Arely Headshot

Arely Zimmerman

Born and raised in Los Angeles, Arely Zimmerman earned her B.A. and Ph.D. in political science from UCLA. She currently teaches at Mills College in Oakland, CA.

Zimmerman’s research grounds the production of theory in the interpretation of events, oral histories, and ethnography. Her work engages with questions of justice and pluralism through the critical lens of race, gender, class, sexuality, and legality. Her work is centered on the relationship between the law, identity, social and legal mobilization, and transnational activism. Her book project, Contentious Citizenship: Central Americans’ Political Participation Across Borders, examines how Central American migrants use various strategies of community organizing and social movement participation to claim rights in both the U.S. and their countries of origin. The book examines what consequences these modes of organizing have on participants’ conceptions of political membership, nation, and belonging. Drawing from ethnographic research with Central American transnational communities in Los Angeles and Washington D.C., the book introduces the concept of “contentious citizenship,” which refers to how migrants strategically deploy dominant meanings of membership and nationhood in order to contest exclusionary anti-migrant policies.
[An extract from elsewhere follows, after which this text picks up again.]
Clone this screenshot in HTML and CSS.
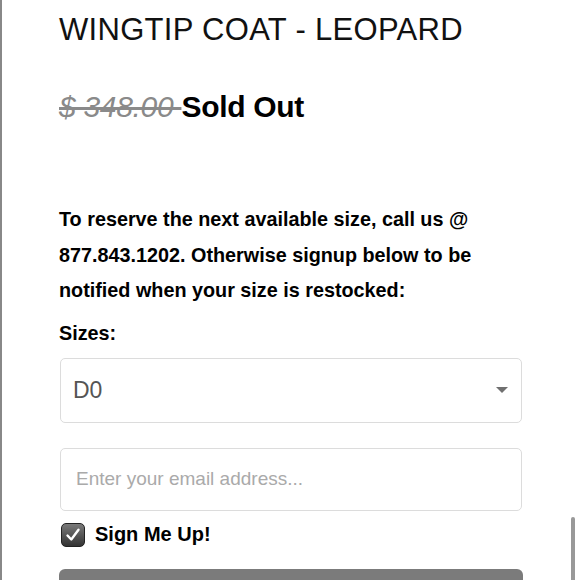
FILE: index.html
```html
<!DOCTYPE html>
<html lang="en">
<head>
    <meta charset="UTF-8">
    <meta name="viewport" content="width=device-width, initial-scale=1.0">
    <title>Wingtip Coat - Leopard</title>
    <link rel="stylesheet" href="styles.css">
</head>
<body>
    <div class="page">
        <div class="product">
            <h1 class="product-title">WINGTIP COAT - LEOPARD</h1>

            <p class="price">
                <span class="price-old">$ 348.00 </span><span class="price-status">Sold Out</span>
            </p>

            <p class="notice">To reserve the next available size, call us @ 877.843.1202. Otherwise signup below to be notified when your size is restocked:</p>

            <form class="restock-form">
                <label class="field-label" for="size">Sizes:</label>
                <div class="select-wrap">
                    <select id="size" name="size">
                        <option>D0</option>
                        <option>D1</option>
                        <option>D2</option>
                    </select>
                    <span class="select-arrow"></span>
                </div>

                <input type="email" class="email-input" placeholder="Enter your email address...">

                <label class="signup">
                    <span class="checkbox">
                        <svg width="16" height="16" viewBox="0 0 16 16">
                            <path d="M2.5 8.5 L6.3 12.5 L13.5 2.8" fill="none" stroke="#fff" stroke-width="2.4" stroke-linecap="round" stroke-linejoin="round"/>
                        </svg>
                    </span>
                    Sign Me Up!
                </label>

                <button type="button" class="notify-btn">Notify Me</button>
            </form>
        </div>
    </div>
    <div class="scrollbar"></div>
</body>
</html>
```

FILE: styles.css
```css
* {
    margin: 0;
    padding: 0;
    box-sizing: border-box;
}
body {
    font-family: 'Liberation Sans', Arial, sans-serif;
    background-color: #fff;
    color: #000;
    overflow: hidden;
    height: 580px;
}
.page {
    border-left: 2px solid #888;
    min-height: 580px;
    padding-left: 57px;
}
.product {
    width: 463px;
}
.product-title {
    font-size: 31px;
    font-weight: normal;
    line-height: 1;
    padding-top: 14px;
    letter-spacing: 0.3px;
    color: #111;
}
.price {
    margin-top: 47px;
    font-size: 30px;
    letter-spacing: -0.3px;
    line-height: 1;
}
.price-old {
    font-style: italic;
    color: #8a8a8a;
    text-decoration: line-through;
}
.price-status {
    font-weight: bold;
}
.notice {
    margin-top: 80px;
    font-size: 19.8px;
    font-weight: bold;
    line-height: 35.5px;
}
.field-label {
    display: block;
    font-size: 19.8px;
    font-weight: bold;
    line-height: 36px;
    margin-top: 6px;
    margin-bottom: 7px;
}
.select-wrap {
    position: relative;
    margin-left: 1px;
}
.select-wrap select {
    appearance: none;
    -webkit-appearance: none;
    width: 462px;
    height: 65px;
    border: 1px solid #dcdcdc;
    border-radius: 5px;
    background: #fff;
    font-family: 'Liberation Sans', Arial, sans-serif;
    font-size: 23px;
    color: #555;
    padding-left: 12px;
}
.select-arrow {
    position: absolute;
    right: 14px;
    top: 29px;
    width: 0;
    height: 0;
    border-left: 6px solid transparent;
    border-right: 6px solid transparent;
    border-top: 6px solid #707070;
}
.email-input {
    display: block;
    margin-top: 25px;
    margin-left: 1px;
    width: 462px;
    height: 63px;
    border: 1px solid #dcdcdc;
    border-radius: 5px;
    padding-left: 15px;
    font-family: 'Liberation Sans', Arial, sans-serif;
    font-size: 19px;
}
.email-input::placeholder {
    color: #aaa;
}
.signup {
    display: flex;
    align-items: center;
    gap: 10px;
    margin-top: 12px;
    margin-left: 2px;
    font-size: 20px;
    font-weight: bold;
}
.checkbox {
    display: flex;
    align-items: center;
    justify-content: center;
    width: 24px;
    height: 24px;
    border-radius: 5px;
    border: 1px solid #222;
    background: linear-gradient(#7a7a7a, #333);
}
.notify-btn {
    display: block;
    margin-top: 22px;
    width: 464px;
    height: 80px;
    border: none;
    border-radius: 6px;
    background-color: #7b7b7b;
    color: #fff;
    font-size: 18px;
    font-weight: bold;
}
.scrollbar {
    position: absolute;
    left: 571px;
    top: 517px;
    width: 4px;
    height: 80px;
    border-radius: 2px;
    background-color: #999;
}
```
Zimmerman also is engaged in research on race, media, and social activism. Drawing from the experiences of undocumented youth activists in using digital and social media to mobilize for immigrants’ rights, Zimmerman has several book chapters and articles in progress that focus on the social impact of communications technologies as well as representations of marginalized populations on digital platforms.  She is co-author with Henry Jenkins and a team of researchers of By Any Media Necessary: Mapping Youth and Participatory Politics.